La escena de Sagi era directa y eficaz, muy detallada y preciosista; transportaba la acción al Nápoles de los cincuenta, con su aire bullicioso y su luz cálida, con esa belleza incontestable en la que incluso la suciedad de las fachadas se eleva a propuesta estética. La trama de Il turco, por lo demás completamente trasnochada, evolucionaba a la perfección en ese marco, y el elenco al completo ponía todo de su parte para comunicar la débil comicidad del libreto y, lo que es sin duda más complejo, algún atisbo de vigencia y modernidad. Si en la visión de Sagi había muchos elementos de la commedia all’italiana, de los personajes masculinos del libreto de Il turco parecían brotar tics algo rancios, más próximos a los gags de los Ozores. Ellas eran otra cosa, por fortuna: Marina Viotti hacía una Zajda convincente, con vocación de ser Musetta, y Sabina Puértolas convertía a la simple y enamoradiza Fiorilla en una mujer por momentos empoderada, dueña de su deseo y de su cuerpo, libérrima. Ellos no volaban ni tan alto, ni tan lejos.

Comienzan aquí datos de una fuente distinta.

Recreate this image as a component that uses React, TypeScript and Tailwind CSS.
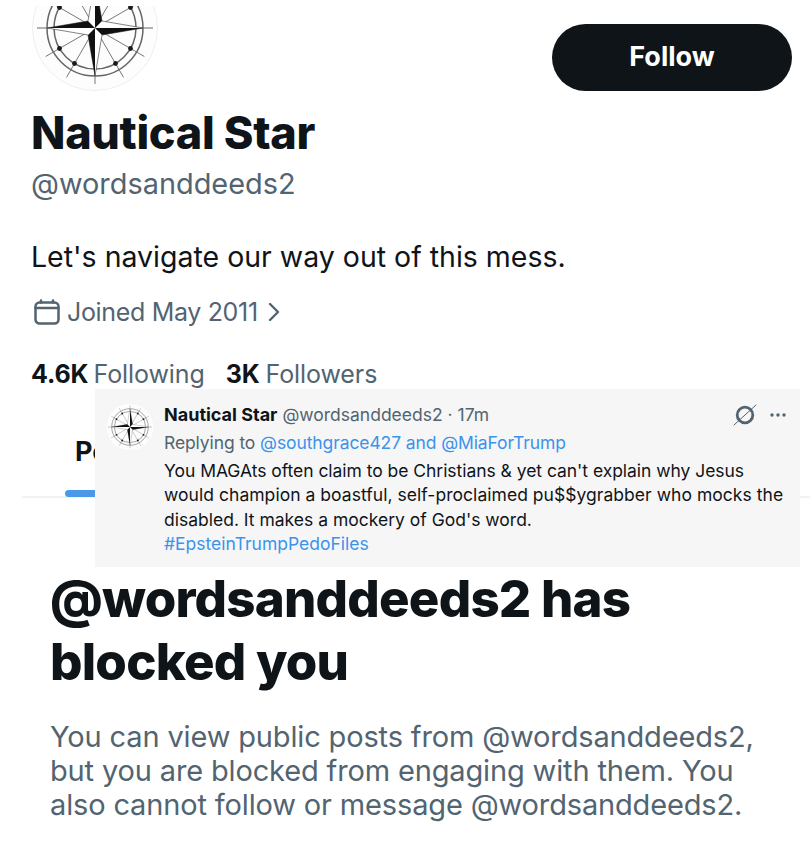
import React from "react";

function Compass({ size, className }: { size: number; className?: string }) {
  const spokes = [30, 60, 120, 150, 210, 240, 300, 330];
  return (
    <svg width={size} height={size} viewBox="-63 -63 126 126" className={className}>
      <circle cx="0" cy="0" r="62.5" fill="#fdfdfd" stroke="#efefef" strokeWidth="1" />
      <circle cx="0" cy="0" r="48" fill="none" stroke="#666" strokeWidth="1.5" />
      <circle cx="0" cy="0" r="41" fill="none" stroke="#666" strokeWidth="1.5" />
      <line x1="-58" y1="0" x2="58" y2="0" stroke="#666" strokeWidth="1" />
      <line x1="0" y1="-57" x2="0" y2="56" stroke="#777" strokeWidth="1" />
      {spokes.map((a) => {
        const r = (a * Math.PI) / 180;
        const x = Math.sin(r);
        const y = -Math.cos(r);
        return (
          <g key={a}>
            <line x1={x * 6} y1={y * 6} x2={x * 57} y2={y * 57} stroke="#777" strokeWidth="1" />
            <circle cx={x * 41} cy={y * 41} r="2.4" fill="#1a1a1a" />
          </g>
        );
      })}
      <path d="M0 -48 L7 -7 L48 0 L7 7 L0 48 L-7 7 L-48 0 L-7 -7 Z" fill="#fff" stroke="#333" strokeWidth="0.6" />
      <path d="M0 -48 L7 -7 L0 0 Z M48 0 L7 7 L0 0 Z M0 48 L-7 7 L0 0 Z M-48 0 L-7 -7 L0 0 Z" fill="#111" />
    </svg>
  );
}

export default function App() {
  return (
    <div className="relative w-[810px] h-[848px] overflow-hidden bg-white text-[#0f1419] font-['Inter','Liberation_Sans',sans-serif]">
      <div className="h-[91px] flex justify-between items-end pl-[32px] pr-[18px]">
        <div className="h-[85px] w-[126px] overflow-hidden flex items-end">
          <Compass size={126} className="shrink-0" />
        </div>
        <div className="w-[240px] h-[67px] rounded-full bg-[#0f1419] text-white flex items-center justify-center text-[27px] font-bold">
          Follow
        </div>
      </div>

      <div className="pl-[32px]">
        <div className="mt-[14px] text-[45px] leading-[56px] font-extrabold tracking-[-0.32px] ml-[-1px]">Nautical Star</div>
        <div className="mt-[6px] text-[28.9px] leading-[34px] text-[#536471] ml-[-1px]">@wordsanddeeds2</div>
        <div className="mt-[39px] text-[28.5px] leading-[34px] ml-[-1px]">Let's navigate our way out of this mess.</div>
        <div className="mt-[21px] flex items-center text-[#536471] text-[25px] tracking-[-0.33px] leading-[34px]">
          <svg width="26" height="26" viewBox="0 0 26 26" fill="none" stroke="#536471" strokeWidth="2.5" strokeLinecap="round" className="ml-[2px] mr-[7px]">
            <rect x="1.5" y="3.5" width="23" height="21" rx="4" />
            <path d="M1.5 9h23M7 1.5v2M19 1.5v2" />
          </svg>
          <span>Joined May 2011</span>
          <svg width="12" height="20" viewBox="0 0 12 20" fill="none" stroke="#536471" strokeWidth="2.4" strokeLinecap="round" strokeLinejoin="round" className="ml-[10px]">
            <path d="M2 2l8 8-8 8" />
          </svg>
        </div>
        <div className="mt-[28px] ml-[-1px] flex text-[25px] tracking-[-0.1px] leading-[34px] text-[#536471]">
          <span className="font-bold text-[#0f1419]">4.6K</span>
          <span className="ml-[5px]">Following</span>
          <span className="ml-[21px] font-bold text-[#0f1419]">3K</span>
          <span className="ml-[6px]">Followers</span>
        </div>
        <div className="mt-[44px] text-[27px] leading-[34px] font-bold ml-[43px]">Posts</div>
      </div>

      <div className="relative mt-[27px] ml-[22px] h-[2px] bg-[#eff3f4]">
        <div className="absolute left-[43px] top-[-6px] w-[120px] h-[7px] rounded-full bg-[#4a99e9]" />
      </div>

      <div className="pl-[50px] mt-[69px]">
        <div className="text-[51px] leading-[63px] font-extrabold tracking-[-0.8px]">
          @wordsanddeeds2 has
          <br />
          blocked you
        </div>
        <div className="mt-[27px] text-[29px] tracking-[-0.15px] leading-[34px] text-[#536471]">
          You can view public posts from @wordsanddeeds2,
          <br />
          but you are blocked from engaging with them. You
          <br />
          also cannot follow or message @wordsanddeeds2.
        </div>
      </div>

      <div className="absolute left-[95px] top-[389px] w-[705px] h-[178px] bg-[#f6f6f6] flex pl-[11px] pt-[14px]">
        <Compass size={48} className="shrink-0" />
        <div className="relative ml-[10px] flex-1 text-[17.5px] leading-[24.4px]">
          <div className="text-[#536471]">
            <span className="font-bold text-[18px] text-[#0f1419]">Nautical Star</span> @wordsanddeeds2 · 17m
          </div>
          <div className="mt-[3.6px] text-[#536471] tracking-[-0.1px]">
            Replying to <span className="text-[#3a93ec]">@southgrace427 and @MiaForTrump</span>
          </div>
          <div className="mt-[3.4px] text-[#0f1419]">
            <span className="tracking-[-0.04px]">You MAGAts often claim to be Christians &amp; yet can't explain why Jesus</span>
            <br />
            <span className="tracking-[0.04px]">would champion a boastful, self-proclaimed pu$$ygrabber who mocks the</span>
            <br />
            disabled. It makes a mockery of God's word.
          </div>
          <div className="text-[#3a93ec]">#EpsteinTrumpPedoFiles</div>
          <div className="absolute right-[13px] top-[1px] flex items-center gap-[12px]">
            <svg width="24" height="22" viewBox="0 0 24 22" fill="none" stroke="#536471" strokeLinecap="round">
              <circle cx="12" cy="11" r="7.8" strokeWidth="2.8" />
              <path d="M23 1L1 21" strokeWidth="1" />
            </svg>
            <svg width="18" height="6" viewBox="0 0 18 6" fill="#536471">
              <circle cx="3" cy="3" r="1.7" />
              <circle cx="9" cy="3" r="1.7" />
              <circle cx="15" cy="3" r="1.7" />
            </svg>
          </div>
        </div>
      </div>
    </div>
  );
}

Vocalmente todos y todas trabajaron bastante bien, defendiendo sus papeles con holgura pero sin alardes. Bordogna fue un Selim discreto, de clara intención cómica, con una voz que no parecía extraer todo el potencial a su papel; Puértolas alcanzó un notable equilibrio como actriz y cantante, yendo a más a lo largo de la función; Girolami redondeó un Don Geronio estupendo, pero sin sombra, Spagnoli estuvo muy bien como Prosdocimo; Marina Viotti y sobre todo David Alegret cumplieron con creces, aunque si Il turco estaba herido por la pandemia, el papel de Don Narciso lo estaba mortalmente por los recortes.
La Sinfónica de Bilbao habitualmente trabaja muy bien en el foso. Lo hizo en esta ocasión algo por debajo de sus posibilidades, quizá a causa de un Christophe Rousset que demostró tanta solvencia dirigiendo como falta de intención tejiendo la complicidad entre el foso, el escenario y el talante rossiniano que necesariamente debe seducir al público para que un título así llegue a cuajar plenamente. Lo que propuso no me pareció de interés, pero esta apreciación tal vez debe entenderse a la luz de las circunstancias descritas, tan apremiantes. El coro participó con mascarilla, un impedimento sin duda para el canto y también una agresión visual para el público, pero así son los tiempos que vivimos y se debe dar por bueno. Todas y todos se sobrepusieron con gran clase a ese impuesto de la cautela sanitaria y trabajaron en escena de una forma admirable, como es costumbre. En esta ocasión, por alguna razón, no pararon de bailar. Entre bailar y subir y bajar del tranvía demostraron un buen punto de forma física. Son, sin duda, un importante activo de una organización, ABAO, que navega como buena parte de la cultura entre arrecifes y bajíos. Desear para la asociación una feliz singladura no sé si es sensato -¿una temporada feliz no es pedir mucho?-, pero que todo se vaya materializando será el signo de un orden de cosas que al menos no empeora y de una organización eficaz y valiente y sin duda capaz. Si llegada a un punto ABAO debe amarrarse en puerto también merecerá el máximo reconocimiento. Ojalá no sea necesario.